Data in CLARIAH
The increasing availability of massive quantities of digital data is one of the main reasons why an infrastructure project such as CLARIAH CORE is needed. The massive amounts of the data make it impossible to research them in the traditional way. The researcher has to use digital software to aid him/her in finding potentially relevant parts and ignoring irrelevant ones, or to carry out analysis of the data. But using software to search in and analyse massive amounts of digital data actually creates new opportunities for breakthroughs in humanities research, since it can be based on more data than ever before possible, and since it can make use of automatic analysis software that is more reliable in certain search and analysis tasks than humans are or ever can be (though in others humans still beat software).
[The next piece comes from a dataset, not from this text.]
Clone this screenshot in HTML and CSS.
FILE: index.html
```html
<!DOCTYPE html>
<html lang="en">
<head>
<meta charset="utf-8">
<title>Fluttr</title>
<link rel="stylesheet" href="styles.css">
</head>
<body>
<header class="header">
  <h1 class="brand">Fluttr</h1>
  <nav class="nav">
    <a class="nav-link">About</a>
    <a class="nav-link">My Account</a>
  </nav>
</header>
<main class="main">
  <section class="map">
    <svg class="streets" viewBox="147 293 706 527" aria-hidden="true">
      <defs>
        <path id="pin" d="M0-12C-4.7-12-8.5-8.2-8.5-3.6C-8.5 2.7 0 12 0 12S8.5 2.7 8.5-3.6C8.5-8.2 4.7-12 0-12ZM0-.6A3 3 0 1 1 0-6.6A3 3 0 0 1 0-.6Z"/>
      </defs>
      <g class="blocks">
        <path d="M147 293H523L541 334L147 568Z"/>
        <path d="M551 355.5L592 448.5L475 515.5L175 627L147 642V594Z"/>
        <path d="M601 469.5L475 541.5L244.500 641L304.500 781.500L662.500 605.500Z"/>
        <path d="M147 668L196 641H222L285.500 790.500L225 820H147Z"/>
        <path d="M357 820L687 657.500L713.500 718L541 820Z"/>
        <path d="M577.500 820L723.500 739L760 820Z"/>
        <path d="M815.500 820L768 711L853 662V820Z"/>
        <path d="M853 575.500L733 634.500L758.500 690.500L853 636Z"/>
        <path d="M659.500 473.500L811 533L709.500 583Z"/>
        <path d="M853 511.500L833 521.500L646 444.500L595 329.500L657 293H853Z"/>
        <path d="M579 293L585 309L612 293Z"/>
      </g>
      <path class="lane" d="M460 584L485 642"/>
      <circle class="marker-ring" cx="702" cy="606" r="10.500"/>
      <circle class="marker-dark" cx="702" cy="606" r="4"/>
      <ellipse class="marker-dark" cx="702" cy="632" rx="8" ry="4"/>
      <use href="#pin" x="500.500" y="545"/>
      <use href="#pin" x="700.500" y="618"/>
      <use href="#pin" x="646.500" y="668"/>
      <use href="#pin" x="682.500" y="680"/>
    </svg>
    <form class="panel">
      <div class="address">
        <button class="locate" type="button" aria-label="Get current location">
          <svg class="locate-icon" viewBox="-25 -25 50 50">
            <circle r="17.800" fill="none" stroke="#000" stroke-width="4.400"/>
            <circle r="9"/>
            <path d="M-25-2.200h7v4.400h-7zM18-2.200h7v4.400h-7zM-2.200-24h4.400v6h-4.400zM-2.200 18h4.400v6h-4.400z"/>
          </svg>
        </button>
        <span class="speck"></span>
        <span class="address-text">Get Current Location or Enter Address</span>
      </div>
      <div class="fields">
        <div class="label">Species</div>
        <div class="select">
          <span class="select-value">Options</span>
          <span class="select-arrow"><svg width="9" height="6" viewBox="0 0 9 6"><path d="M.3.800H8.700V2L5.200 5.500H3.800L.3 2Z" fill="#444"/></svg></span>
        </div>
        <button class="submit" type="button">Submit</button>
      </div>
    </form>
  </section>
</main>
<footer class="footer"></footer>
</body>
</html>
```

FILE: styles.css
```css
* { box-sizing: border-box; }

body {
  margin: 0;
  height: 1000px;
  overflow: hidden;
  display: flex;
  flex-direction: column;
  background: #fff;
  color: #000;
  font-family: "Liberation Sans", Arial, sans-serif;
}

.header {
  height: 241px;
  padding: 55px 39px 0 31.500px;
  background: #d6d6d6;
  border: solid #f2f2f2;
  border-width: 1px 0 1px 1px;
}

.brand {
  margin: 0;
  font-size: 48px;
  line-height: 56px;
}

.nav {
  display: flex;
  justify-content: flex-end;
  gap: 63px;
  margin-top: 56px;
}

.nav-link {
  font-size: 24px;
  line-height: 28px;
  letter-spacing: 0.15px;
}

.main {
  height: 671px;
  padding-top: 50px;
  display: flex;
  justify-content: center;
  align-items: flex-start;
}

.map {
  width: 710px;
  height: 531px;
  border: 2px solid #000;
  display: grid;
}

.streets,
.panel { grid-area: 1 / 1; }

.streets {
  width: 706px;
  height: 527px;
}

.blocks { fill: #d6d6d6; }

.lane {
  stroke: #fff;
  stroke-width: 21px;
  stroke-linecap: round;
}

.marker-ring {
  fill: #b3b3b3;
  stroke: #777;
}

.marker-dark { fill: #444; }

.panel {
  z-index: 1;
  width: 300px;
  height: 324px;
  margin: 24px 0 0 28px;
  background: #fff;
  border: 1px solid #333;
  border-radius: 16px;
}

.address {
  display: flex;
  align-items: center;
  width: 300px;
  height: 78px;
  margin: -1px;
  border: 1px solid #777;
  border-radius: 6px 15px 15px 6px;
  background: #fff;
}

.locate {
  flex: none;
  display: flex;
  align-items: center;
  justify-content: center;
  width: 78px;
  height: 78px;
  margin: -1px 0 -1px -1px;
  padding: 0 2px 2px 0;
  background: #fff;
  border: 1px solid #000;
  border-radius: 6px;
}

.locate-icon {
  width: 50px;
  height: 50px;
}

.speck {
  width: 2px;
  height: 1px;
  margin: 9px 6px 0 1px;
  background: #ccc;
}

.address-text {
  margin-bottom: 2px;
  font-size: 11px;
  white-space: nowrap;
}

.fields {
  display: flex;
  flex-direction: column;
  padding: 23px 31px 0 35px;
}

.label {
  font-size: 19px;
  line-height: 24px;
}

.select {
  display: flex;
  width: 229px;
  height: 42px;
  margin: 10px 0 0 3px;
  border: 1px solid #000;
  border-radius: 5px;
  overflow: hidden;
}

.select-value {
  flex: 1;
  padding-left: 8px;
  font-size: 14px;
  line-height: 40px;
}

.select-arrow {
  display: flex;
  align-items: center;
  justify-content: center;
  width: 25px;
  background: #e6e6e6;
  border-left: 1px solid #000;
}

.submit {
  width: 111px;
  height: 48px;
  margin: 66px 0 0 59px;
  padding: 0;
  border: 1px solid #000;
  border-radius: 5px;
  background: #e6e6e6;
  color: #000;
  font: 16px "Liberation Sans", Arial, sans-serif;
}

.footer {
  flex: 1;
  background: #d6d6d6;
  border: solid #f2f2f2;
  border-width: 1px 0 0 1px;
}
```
Data come in many types. The major types are natural language texts, audio-visual data and structured data (databases). All three types are represented in CLARIAH. Though all types occur in all of CLARIAH’s core disciplines, each core discipline has its own dominant data type:
- Linguistics: natural language texts
- Social economic history: structured (often quantitative) data
- Media Studies: audio-visual data
In addition, a discipline-independent work package deals with data that are useful or needed for all humanities disciplines.
Below are the different descriptions of the use of data in CLARIAH.
The full PDF-document can be found here.
In the linguistics work package (WP3), natural language texts play an important role. For some research questions the texts are sufficient as such, but in most cases the texts must be enriched with linguistic annotations such as part of speech tags for occurrences of words, full syntactic structures for occurrences of sentences (treebanks), and many other types of linguistic annotation. Searching in these linguistically enriched data requires special applications. Both the software to enrich the textual corpora (Frog, Alpino, Namescape, etc) and applications for searching in the enriched corpora (OpenSONAR, PaQu, GrETEL, MIMORE, and others) were available before the start of CLARIAH-CORE or are being developed in independent projects (Nederlab) but many are extended and improved in CLARIAH. The data are large and distributed over multiple centres, so it is necessary to be able to search in such distributed data: search applications that can deal with such distributed or even federated search will be developed in CLARIAH. The major centres for natural language texts are Meertens Institute, Huygens Institute, Institute for the Dutch Language, and DANS.